On the issue of who pays, there is some good but a lot of bad.

In our current tax code, the people that pay are the upper-middle class.  The most heavily taxed money is income that is between $85K and $106K.  This income is subject to a federal rate of 28% plus an effective payroll tax of about 15% (considering both the employer and employee share, which you have to, since they both, in essence, come out of the employee's pocket), for a combined rate of about 43%.  This is higher than the 39.6% effective rate paid on very high incomes (over $383K). 

Also paying are US-centered businesses that are in non-capital intensive industries - think software companies and small retailers.  They pay an effective rate of 35%.

The people who don't pay much are:
The working and lower middle classes with children - 47% of the population is able to avoid all income tax through exemptions and deductions and therefore pay only an effective payroll tax of around 15%.

Investors and the non-working rich - capital gains and dividend income is taxed at only 15%.

Businesses that have foreign operations, qualify for energy-efficient tax credits or have heavy capital needs that they can leverage accelerated depreciation - GE famously paid no federal taxes last year and they are not alone.  By shoveling profits to foreign affiliates, taking advantage of accelerated depreciation laws and getting givebacks from the government for investing in green energy, many companies can reduce their effective tax burden to close to zero.

This doesn't seem like a great system in total.  Under Cain's system, the people who would pay most heavily would be:
The working class and the lower-middle class - those who effectively live "paycheck to paycheck" and spend all of their income would be hit fully with both the income and the sales tax and pay an effective rate of 18%. 
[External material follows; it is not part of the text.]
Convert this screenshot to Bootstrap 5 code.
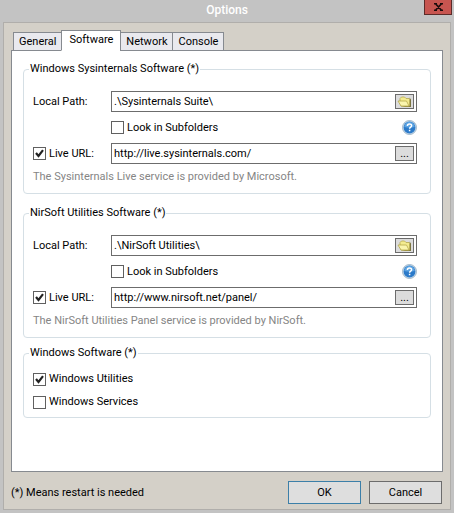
<!DOCTYPE html>
<html lang="en">
<head>
<meta charset="utf-8">
<meta name="viewport" content="width=device-width, initial-scale=1">
<title>Options</title>
<link href="https://cdn.jsdelivr.net/npm/bootstrap@5.3.0/dist/css/bootstrap.min.css" rel="stylesheet">
<style>
body { font: 11px/16px Tahoma, Roboto, sans-serif; color: #000; background: #c3c3c3; }
.window { padding: 0 3px 3px; }
.titlebar { height: 22px; color: #fff; }
.titlebar h1 { font-size: 12px; line-height: 20px; font-weight: 500; }
.close-box { top: 0; right: -1px; width: 28px; height: 15px; background: #c75550; border: 1px solid #5c2b29; border-top: 0; }
.client { background: #d4d0c8; border: 1px solid #b0aeab; padding: 7px 7px 5px; }
.tab-strip { padding-left: 3px; margin-bottom: -1px; z-index: 1; }
.tab-strip .nav-link { height: 19px; padding: 0 5px; line-height: 18px; color: #000; background: #e9e9ee; border: 1px solid #868a90; border-radius: 0; margin: 0 0 0 -1px; white-space: nowrap; }
.tab-strip .nav-link.active { height: 21px; padding: 0 7px; color: #000; background: #fff; border-color: #868a90 #868a90 #fff; }
.panel { background: #fff; border: 1px solid #868a90; padding: 10px 11px; }
.group { border: 1px solid #d5dfe5; border-radius: 4px; padding: 0 13px 3px 9px; }
.group legend { float: none; width: auto; font-size: 11px; line-height: 16px; margin: 0 0 0 -4px; padding: 0 1px; white-space: nowrap; }
.group-paths { padding-top: 14px; }
.caption { width: 78px; flex: none; }
.middle-row { height: 31px; }
.field { height: 21px; border: 1px solid #6c6c6c; background: #fff; padding: 0 2px; }
.field input { font: inherit; line-height: 19px; color: #000; border: 0; padding: 0; outline-offset: -1px; min-width: 0; }
.field button { width: 19px; height: 15px; background: #dcdcdc; border: 1px solid #6c6c6c; padding: 0; flex: none; }
.tick { appearance: none; width: 13px; height: 13px; flex: none; border: 1px solid #606060; background: #fff; margin: 0; }
.tick:checked { background: #fff url("data:image/svg+xml,%3Csvg xmlns='http://www.w3.org/2000/svg' viewBox='0 0 11 11'%3E%3Cpath d='M2 5l2.500 3L9 2.200' fill='none' stroke='%23222' stroke-width='2.200'/%3E%3C/svg%3E"); }
.check-line { gap: 3px; white-space: nowrap; }
.help { width: 15px; height: 15px; }
.note { line-height: 26px; color: #858585; white-space: nowrap; }
.group-list { padding: 10px 0 4px; gap: 7px; }
.gap-wide { margin-bottom: 11px; }
.gap-narrow { margin-bottom: 7px; }
.footer-bar { padding: 9px 1px 0 0; }
.push { width: 73px; height: 23px; font-size: 11px; line-height: 16px; padding: 0; border: 1px solid #6c6c6c; border-radius: 0; background: #dedede; color: #000; }
.push-default { border-color: #3c7fa8; }
</style>
</head>
<body>
<svg class="d-none" aria-hidden="true">
  <symbol id="folder" viewBox="0 0 15 13">
    <path d="M4 12h10V4.500l-1.500-2V10z" fill="#7d7640"/>
    <path d="M3 8V3.500L4.500 2h3L9 3.500h3l.5 1v6.500H4z" fill="#f3eb8f" stroke="#b5a84c" stroke-width=".8"/>
    <path d="M1 6h8.500l2.500 5H4z" fill="#faf5ae" stroke="#b5a84c" stroke-width=".8"/>
  </symbol>
  <symbol id="question" viewBox="0 0 15 15">
    <circle cx="7.500" cy="7.500" r="7" fill="#c9dcec" stroke="#8fa9bf" stroke-width=".8"/>
    <circle cx="7.500" cy="7.500" r="5.900" fill="#2b7ac9"/>
    <path d="M2.300 7a5.200 5.200 0 0 1 10.400 0Q7.500 8.500 2.300 7z" fill="#5ba3e2"/>
    <path d="M5.400 5.900C5.400 3.200 9.600 3.300 9.600 5.700c0 1.500-2 1.400-2 3M7.600 9.800v1.500" fill="none" stroke="#fff" stroke-width="1.500"/>
  </symbol>
</svg>
<div class="window d-flex flex-column min-vh-100">
  <header class="titlebar position-relative text-center">
    <h1 class="m-0">Options</h1>
    <button type="button" class="close-box position-absolute p-0 d-flex align-items-center justify-content-center" aria-label="Close">
      <svg width="9" height="8" viewBox="0 0 9 8"><path d="M0 .7h3M6 .7h3M0 7.300h3M6 7.300h3M1.500.7l6 6.600M7.500.7l-6 6.600" fill="none" stroke="#1c0c0c" stroke-width="1.700"/></svg>
    </button>
  </header>
  <main class="client d-flex flex-column flex-grow-1">
    <nav class="tab-strip nav flex-nowrap align-items-end position-relative" aria-label="Option pages">
      <a class="nav-link" href="#general">General</a>
      <a class="nav-link active" href="#software" aria-current="page">Software</a>
      <a class="nav-link" href="#network">Network</a>
      <a class="nav-link" href="#console">Console</a>
    </nav>
    <section class="panel flex-grow-1" id="software">
      <fieldset class="group gap-wide">
        <legend>Windows Sysinternals Software (*)</legend>
        <div class="group-paths">
          <div class="d-flex align-items-center">
            <label class="caption" for="sysPath">Local Path:</label>
            <div class="field d-flex align-items-center flex-grow-1">
              <input class="flex-grow-1" type="text" id="sysPath" value=".\Sysinternals Suite\">
              <button type="button" class="d-flex align-items-center justify-content-center" aria-label="Browse folder"><svg width="15" height="13"><use href="#folder"/></svg></button>
            </div>
          </div>
          <div class="middle-row d-flex align-items-center">
            <span class="caption"></span>
            <div class="check-line d-flex align-items-center">
              <input class="tick" type="checkbox" id="sysSub"><label for="sysSub">Look in Subfolders</label>
            </div>
            <a class="ms-auto d-flex" href="#help" aria-label="Help"><svg class="help"><use href="#question"/></svg></a>
          </div>
          <div class="d-flex align-items-center">
            <div class="caption check-line d-flex align-items-center">
              <input class="tick" type="checkbox" id="sysLive" checked><label for="sysLive">Live URL:</label>
            </div>
            <div class="field d-flex align-items-center flex-grow-1">
              <input class="flex-grow-1" type="text" aria-label="Sysinternals live URL" value="http://live.sysinternals.com/">
              <button type="button" class="d-flex align-items-center justify-content-center" aria-label="More">...</button>
            </div>
          </div>
          <p class="note m-0">The Sysinternals Live service is provided by Microsoft.</p>
        </div>
      </fieldset>
      <fieldset class="group gap-narrow">
        <legend>NirSoft Utilities Software (*)</legend>
        <div class="group-paths">
          <div class="d-flex align-items-center">
            <label class="caption" for="nirPath">Local Path:</label>
            <div class="field d-flex align-items-center flex-grow-1">
              <input class="flex-grow-1" type="text" id="nirPath" value=".\NirSoft Utilities\">
              <button type="button" class="d-flex align-items-center justify-content-center" aria-label="Browse folder"><svg width="15" height="13"><use href="#folder"/></svg></button>
            </div>
          </div>
          <div class="middle-row d-flex align-items-center">
            <span class="caption"></span>
            <div class="check-line d-flex align-items-center">
              <input class="tick" type="checkbox" id="nirSub"><label for="nirSub">Look in Subfolders</label>
            </div>
            <a class="ms-auto d-flex" href="#help" aria-label="Help"><svg class="help"><use href="#question"/></svg></a>
          </div>
          <div class="d-flex align-items-center">
            <div class="caption check-line d-flex align-items-center">
              <input class="tick" type="checkbox" id="nirLive" checked><label for="nirLive">Live URL:</label>
            </div>
            <div class="field d-flex align-items-center flex-grow-1">
              <input class="flex-grow-1" type="text" aria-label="NirSoft live URL" value="http://www.nirsoft.net/panel/">
              <button type="button" class="d-flex align-items-center justify-content-center" aria-label="More">...</button>
            </div>
          </div>
          <p class="note m-0">The NirSoft Utilities Panel service is provided by NirSoft.</p>
        </div>
      </fieldset>
      <fieldset class="group">
        <legend>Windows Software (*)</legend>
        <div class="group-list d-flex flex-column">
          <div class="check-line d-flex align-items-center">
            <input class="tick" type="checkbox" id="winUtil" checked><label for="winUtil">Windows Utilities</label>
          </div>
          <div class="check-line d-flex align-items-center">
            <input class="tick" type="checkbox" id="winServ"><label for="winServ">Windows Services</label>
          </div>
        </div>
      </fieldset>
    </section>
    <footer class="footer-bar d-flex align-items-center gap-2">
      <span class="me-auto">(*) Means restart is needed</span>
      <button type="button" class="btn push push-default">OK</button>
      <button type="button" class="btn push">Cancel</button>
    </footer>
  </main>
</div>
<script src="https://cdn.jsdelivr.net/npm/bootstrap@5.3.0/dist/js/bootstrap.bundle.min.js"></script>
</body>
</html>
Who would be hit the least?  The investing class and corporations, who would pay a mere 9%.

It doesn't seem like a good system to me.  And it isn't because I'm opposed to a less nuanced tax structure.

I'd propose instead, that a better system would be to ditch the sales tax (which is regressive in that it hits the poor a lot harder) and exempt the first $30K per year in individual income from taxation (you shouldn't be taxing people into poverty.)  Beyond that, I'd be fine with a flat tax rate with no deductions (no home mortgage deduction, no charitable contribution deduction, etc.)  I'd treat all investment income (capital gains, dividends, etc.) the same as any other income and nix the corporate tax.  This way, you'd eliminate all the balance sheet and income statement gain playing and tax the money at receipt.  In reality, the rates would likely have to be a lot higher than Cain's 9%, under a system such as mine, the likely rate would need to be 20% or so, but that would beat the heck out of having some pay 43% and some pay nothing.

Tax reform is a debate we have been putting off way too long.  I thank Herman Cain for getting us started even if I don't like his plan.